Mais le gouvernement Harper a discrètement entrepris un virage au cours des derniers mois pour rétablir les liens avec les autorités chinoises. D'abord, l'an dernier, M. Harper avait profité du sommet de l'APEC, au Japon, pour s'entretenir avec le président chinois, Hu Juntao.

Ensuite, le ministre du Commerce international, Stockwell Day, s'est rendu en Chine en avril afin d'y ouvrir de nouveaux bureaux commerciaux. Cette visite a été saluée par les gens d'affaires canadiens et les autorités chinoises.

Enfin, la semaine dernière, M. Harper a rencontré à son bureau de la colline parlementaire le ministre chinois des Affaires étrangères, Yang Jeichi. Les deux hommes ont discuté devant les caméras de l'importance d'accroître les liens entre les deux pays.

M. Harper a aussi profité de l'occasion pour demander à son invité, devant les caméras, de transmettre ses meilleurs voeux au président de la Chine. «Votre visite ici est très utile et nous l'apprécions», a même lancé M. Harper à M. Yang.

Selon l'ancien ministre libéral des Affaires étrangères John Manley, il est évident que le gouvernement Harper travaille à améliorer les relations avec la Chine.

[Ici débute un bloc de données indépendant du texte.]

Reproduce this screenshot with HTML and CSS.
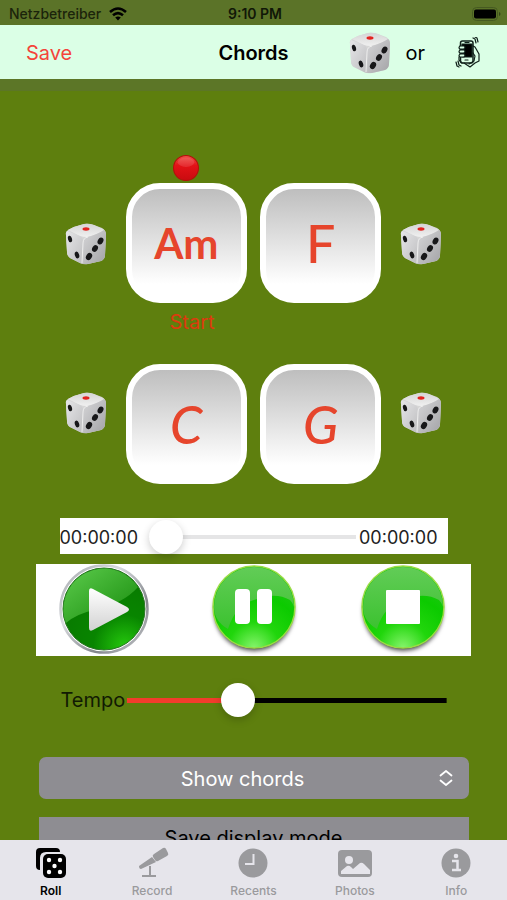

Et il se félicite de la visite prévue du premier ministre en novembre.

«Je crois qu'il y a un réchauffement depuis la visite de Stockwell Day (le ministre du Commerce international). (...) Ce sont de bonnes nouvelles. Il faut que le Canada soit engagé avec la Chine et cela à tous les niveaux», a dit M. Manley, qui prendra la tête du Conseil canadien des chefs d'entreprise à partir du 1er janvier.

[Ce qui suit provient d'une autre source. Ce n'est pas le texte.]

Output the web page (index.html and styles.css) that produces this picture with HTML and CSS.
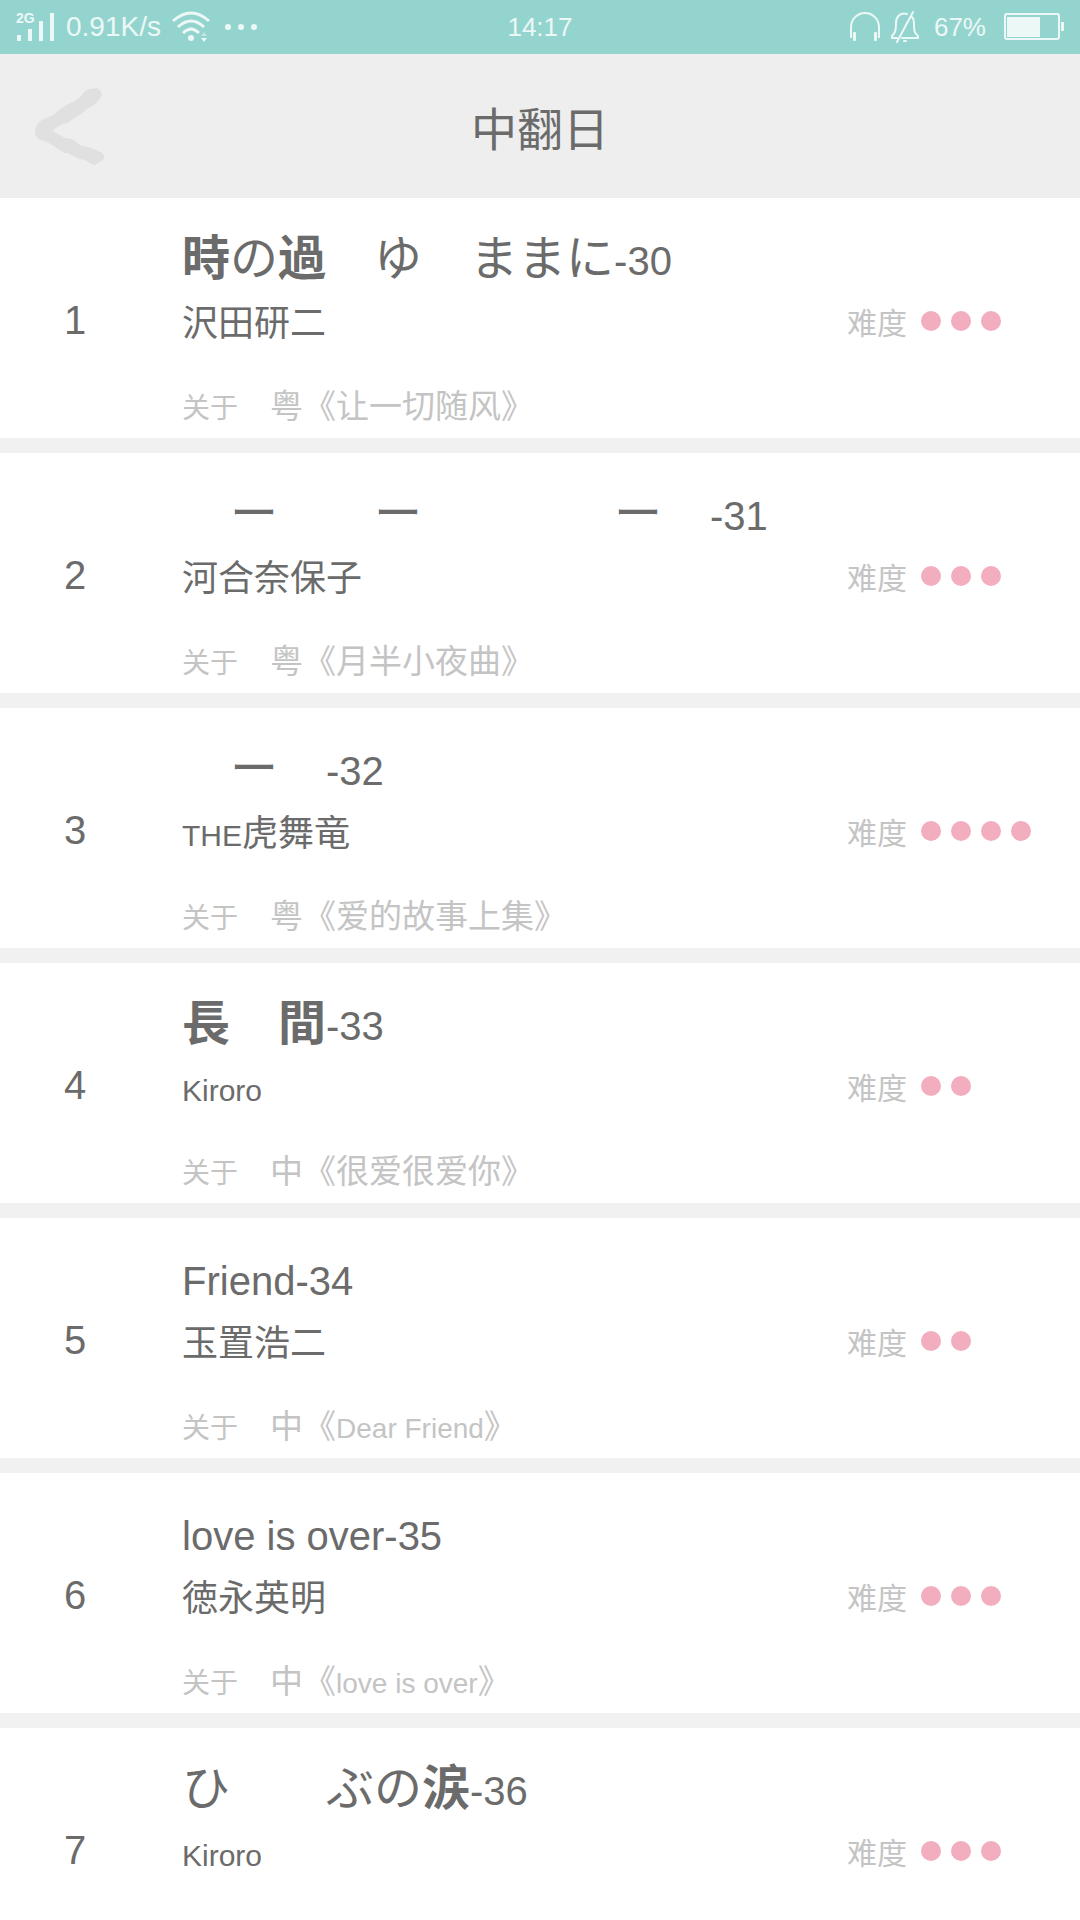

M. Manley, qui aussi été vice-premier ministre dans le gouvernement libéral de Jean Chrétien, a affirmé que la Chine remplacera les États-Unis comme moteur de la croissance de l'économie mondiale au XXIe siècle.

Un porte-parole du gouvernement Harper, Dimitri Soudas, a affirmé que le gouvernement Harper n'avait pas négligé les relations avec la Chine, soulignant qu'une dizaine de ministres y ont fait une visite officielle depuis 2006.